→ **Work to do**: In the listing below, identify each line with the word "components" and return those lines.
== Dataset extract ==
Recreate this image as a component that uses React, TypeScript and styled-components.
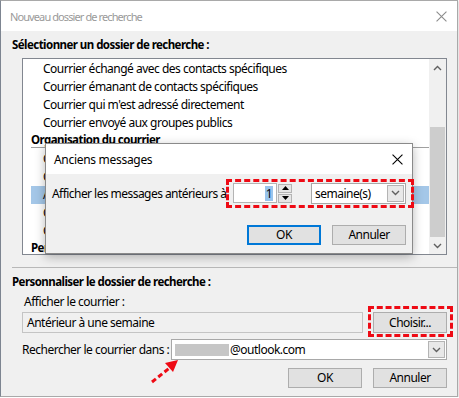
import React from 'react';
import styled, { createGlobalStyle } from 'styled-components';

const Global = createGlobalStyle`
  html, body { margin: 0; padding: 0; background: #ffffff; }
  body {
    font-family: "Segoe UI", "Noto Sans", "Open Sans", sans-serif;
    font-size: 12px;
    letter-spacing: -0.5px;
    color: #000;
  }
  * { box-sizing: border-box; }
`;

const Window = styled.div`
  position: relative;
  width: 458px;
  height: 397px;
  background: #f0f0f0;
  border: 1px solid #a9a9a9;
  border-left-color: #7d8591;
  display: flex;
  flex-direction: column;
  overflow: hidden;
  box-shadow: 1px 1px 2px rgba(0, 0, 0, 0.15);
`;

const TitleBar = styled.div<{ $active?: boolean }>`
  height: 30px;
  flex: none;
  background: #ffffff;
  display: flex;
  align-items: center;
  justify-content: space-between;
  padding: 0 ${(p) => (p.$active ? 9 : 10)}px 0 ${(p) => (p.$active ? 8 : 9)}px;
  color: ${(p) => (p.$active ? '#000' : '#9a9a9a')};
  font-size: ${(p) => (p.$active ? 12 : 11)}px;
  letter-spacing: ${(p) => (p.$active ? -0.3 : -0.9)}px;
  white-space: nowrap;
`;

const Content = styled.div`
  padding: 0 10px 0 11px;
  display: flex;
  flex-direction: column;
`;

const SectionLabel = styled.div<{ $mt: number }>`
  font-weight: bold;
  font-size: 11.5px;
  letter-spacing: -0.55px;
  line-height: 16px;
  white-space: nowrap;
  margin-top: ${(p) => p.$mt}px;
`;

const ListBox = styled.div`
  margin: 5px 0 0 10px;
  height: 197px;
  flex: none;
  background: #fff;
  border: 1px solid #828790;
  display: flex;
  overflow: hidden;
`;

const ListItems = styled.div`
  flex: 1;
  padding-top: 1px;
  display: flex;
  flex-direction: column;
  padding-left: 8px;
`;

const Item = styled.div<{ $selected?: boolean }>`
  height: 18px;
  line-height: 18px;
  flex: none;
  padding-left: 12px;
  white-space: nowrap;
  background: ${(p) => (p.$selected ? '#a4c7e8' : 'transparent')};
`;

const GroupHeader = styled.div`
  flex: none;
  height: 16px;
  font-weight: bold;
  font-size: 11.5px;
  letter-spacing: -0.55px;
  line-height: 15px;
  white-space: nowrap;
  border-bottom: 1px solid #a0a0a0;
  margin-bottom: 2px;
`;

const ScrollBar = styled.div`
  width: 17px;
  flex: none;
  background: #f0f0f0;
  display: flex;
  flex-direction: column;
`;

const ScrollArrow = styled.div`
  height: 17px;
  display: flex;
  align-items: center;
  justify-content: center;
  flex: none;
`;

const ScrollTrack = styled.div`
  flex: 1;
  display: flex;
  flex-direction: column;
  padding: 0 1px;
`;

const ScrollThumb = styled.div`
  background: #cdcdcd;
  height: 110px;
  margin-top: 51px;
`;

const Separator = styled.div`
  margin: 12px -10px 0 0;
  height: 1px;
  flex: none;
  background: #b8b8b8;
`;

const SubLabel = styled.div<{ $mt: number; $ml: number }>`
  line-height: 16px;
  white-space: nowrap;
  margin-top: ${(p) => p.$mt}px;
  margin-left: ${(p) => p.$ml}px;
`;

const FieldRow = styled.div<{ $mt: number }>`
  display: flex;
  align-items: center;
  margin-top: ${(p) => p.$mt}px;
  margin-left: 10px;
  gap: 10px;
`;

const ReadOnlyField = styled.div`
  width: 341px;
  height: 21px;
  border: 1px solid #c4c4c4;
  background: #f0f0f0;
  padding-left: 4px;
  line-height: 19px;
  white-space: nowrap;
`;

const Button = styled.div<{ $default?: boolean; $h?: number }>`
  width: 74px;
  height: ${(p) => p.$h ?? 21}px;
  flex: none;
  background: #e1e1e1;
  border: ${(p) => (p.$default ? '2px solid #0078d7' : '1px solid #adadad')};
  display: flex;
  align-items: center;
  justify-content: center;
  padding-bottom: 1px;
  white-space: nowrap;
`;

const SearchRow = styled.div`
  display: flex;
  align-items: center;
  margin-top: 6px;
  margin-left: 10px;
  justify-content: space-between;
  white-space: nowrap;
`;

const Combo = styled.div<{ $w: number; $bg: string }>`
  width: ${(p) => p.$w}px;
  height: 21px;
  flex: none;
  background: ${(p) => p.$bg};
  border: 1px solid #a8a8a8;
  display: flex;
  align-items: center;
  padding: 0 1px 0 3px;
`;

const ComboText = styled.div`
  flex: 1;
  display: flex;
  align-items: center;
  white-space: nowrap;
`;

const Redacted = styled.span`
  display: inline-block;
  width: 54px;
  height: 12px;
  background: #c6c6c6;
  margin-right: 1px;
`;

const DropButton = styled.div`
  width: 17px;
  height: 17px;
  flex: none;
  background: #e8e8e8;
  border: 1px solid #b4b4b4;
  display: flex;
  align-items: center;
  justify-content: center;
`;

const ButtonRow = styled.div<{ $mt: number }>`
  display: flex;
  justify-content: flex-end;
  gap: 11px;
  margin-top: ${(p) => p.$mt}px;
`;

const Popup = styled.div`
  position: absolute;
  left: 44px;
  top: 142px;
  width: 368px;
  height: 111px;
  background: #f0f0f0;
  border: 1px solid #8a8a8a;
  box-shadow: 0 3px 10px rgba(0, 0, 0, 0.28);
  display: flex;
  flex-direction: column;
`;

const PopupBody = styled.div`
  padding: 9px 6px 0 6px;
  display: flex;
  flex-direction: column;
`;

const PopupRow = styled.div`
  display: flex;
  align-items: center;
  justify-content: space-between;
  height: 20px;
  white-space: nowrap;
  letter-spacing: -0.55px;
`;

const Controls = styled.div`
  display: flex;
  align-items: center;
  gap: 19px;
  flex: none;
  letter-spacing: -0.5px;
`;

const SpinGroup = styled.div`
  display: flex;
  align-items: center;
  gap: 1px;
`;

const SpinInput = styled.div`
  width: 44px;
  height: 20px;
  background: #fff;
  border: 1px solid #b4b4b4;
  display: flex;
  justify-content: flex-end;
  align-items: center;
  padding-right: 3px;
`;

const Selection = styled.span`
  background: #99c4ec;
  padding: 0 1px;
  line-height: 15px;
`;

const SpinButtons = styled.div`
  display: flex;
  flex-direction: column;
  gap: 1px;
`;

const SpinButton = styled.div`
  width: 14px;
  height: 9px;
  background: #e6e6e6;
  border: 1px solid #b4b4b4;
  display: flex;
  align-items: center;
  justify-content: center;
`;

const Highlight = styled.div<{ $l: number; $t: number; $w: number; $h: number }>`
  position: absolute;
  left: ${(p) => p.$l}px;
  top: ${(p) => p.$t}px;
  width: ${(p) => p.$w}px;
  height: ${(p) => p.$h}px;
  border: 3px dashed #ee0a14;
  pointer-events: none;
`;

const ArrowSvg = styled.svg`
  position: absolute;
  left: 140px;
  top: 350px;
  overflow: visible;
`;

const CloseX = ({ color, size = 10 }: { color: string; size?: number }) => (
  <svg width={size} height={size} viewBox="0 0 10 10">
    <path d="M0.5 0.5 L9.5 9.5 M9.5 0.5 L0.5 9.5" stroke={color} strokeWidth="1" fill="none" />
  </svg>
);

const Chevron = ({ up = false, color = '#606060' }: { up?: boolean; color?: string }) => (
  <svg width="9" height="6" viewBox="0 0 9 6">
    <path d={up ? 'M1 5 L4.5 1.5 L8 5' : 'M1 1 L4.5 4.5 L8 1'} stroke={color} strokeWidth="1.4" fill="none" />
  </svg>
);

const Tri = ({ up = false }: { up?: boolean }) => (
  <svg width="7" height="4" viewBox="0 0 7 4">
    <path d={up ? 'M0 4 L3.5 0 L7 4 Z' : 'M0 0 L3.5 4 L7 0 Z'} fill="#000" />
  </svg>
);

export default function App() {
  return (
    <>
      <Global />
      <Window>
        <TitleBar>
          <span>Nouveau dossier de recherche</span>
          <CloseX color="#8c8c8c" size={11} />
        </TitleBar>
        <Content>
          <SectionLabel $mt={6}>Sélectionner un dossier de recherche :</SectionLabel>
          <ListBox>
            <ListItems>
              <Item>Courrier échangé avec des contacts spécifiques</Item>
              <Item>Courrier émanant de contacts spécifiques</Item>
              <Item>Courrier qui m'est adressé directement</Item>
              <Item>Courrier envoyé aux groupes publics</Item>
              <GroupHeader>Organisation du courrier</GroupHeader>
              <Item>Courrier non lu</Item>
              <Item>Courrier avec indicateur de suivi</Item>
              <Item $selected>Anciens messages</Item>
              <Item>Courrier avec pièces jointes</Item>
              <Item>Courrier catégorisé</Item>
              <GroupHeader>Personnes</GroupHeader>
            </ListItems>
            <ScrollBar>
              <ScrollArrow>
                <Chevron up />
              </ScrollArrow>
              <ScrollTrack>
                <ScrollThumb />
              </ScrollTrack>
              <ScrollArrow>
                <Chevron />
              </ScrollArrow>
            </ScrollBar>
          </ListBox>
          <Separator />
          <SectionLabel $mt={6}>Personnaliser le dossier de recherche :</SectionLabel>
          <SubLabel $mt={4} $ml={12}>Afficher le courrier :</SubLabel>
          <FieldRow $mt={2}>
            <ReadOnlyField>Antérieur à une semaine</ReadOnlyField>
            <Button>Choisir...</Button>
          </FieldRow>
          <SearchRow>
            <span>Rechercher le courrier dans :</span>
            <Combo $w={276} $bg="#ffffff">
              <ComboText>
                <Redacted />
                @outlook.com
              </ComboText>
              <DropButton>
                <Chevron />
              </DropButton>
            </Combo>
          </SearchRow>
          <ButtonRow $mt={8}>
            <Button $h={20}>OK</Button>
            <Button $h={20}>Annuler</Button>
          </ButtonRow>
        </Content>

        <Popup>
          <TitleBar $active>
            <span>Anciens messages</span>
            <CloseX color="#000" size={11} />
          </TitleBar>
          <PopupBody>
            <PopupRow>
              <span>Afficher les messages antérieurs à</span>
              <Controls>
                <SpinGroup>
                  <SpinInput>
                    <Selection>1</Selection>
                  </SpinInput>
                  <SpinButtons>
                    <SpinButton>
                      <Tri up />
                    </SpinButton>
                    <SpinButton>
                      <Tri />
                    </SpinButton>
                  </SpinButtons>
                </SpinGroup>
                <Combo $w={95} $bg="#ffffff">
                  <ComboText>semaine(s)</ComboText>
                  <DropButton>
                    <Chevron />
                  </DropButton>
                </Combo>
              </Controls>
            </PopupRow>
            <ButtonRow $mt={22}>
              <Button $default $h={20}>OK</Button>
              <Button $h={20}>Annuler</Button>
            </ButtonRow>
          </PopupBody>
        </Popup>

        <Highlight $l={225} $t={178} $w={188} $h={29} />
        <Highlight $l={367} $t={305} $w={85} $h={31} />
        <ArrowSvg width="40" height="36">
          <path d="M11 31 L31 15" stroke="#ee0a14" strokeWidth="3" strokeDasharray="5 3" fill="none" />
          <path d="M37 9 L24 12 L32 21 Z" fill="#ee0a14" />
        </ArrowSvg>
      </Window>
    </>
  );
}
===
→ **Exercise solution**:
Recreate this image as a component that uses React, TypeScript and styled-components.
import styled, { createGlobalStyle } from 'styled-components';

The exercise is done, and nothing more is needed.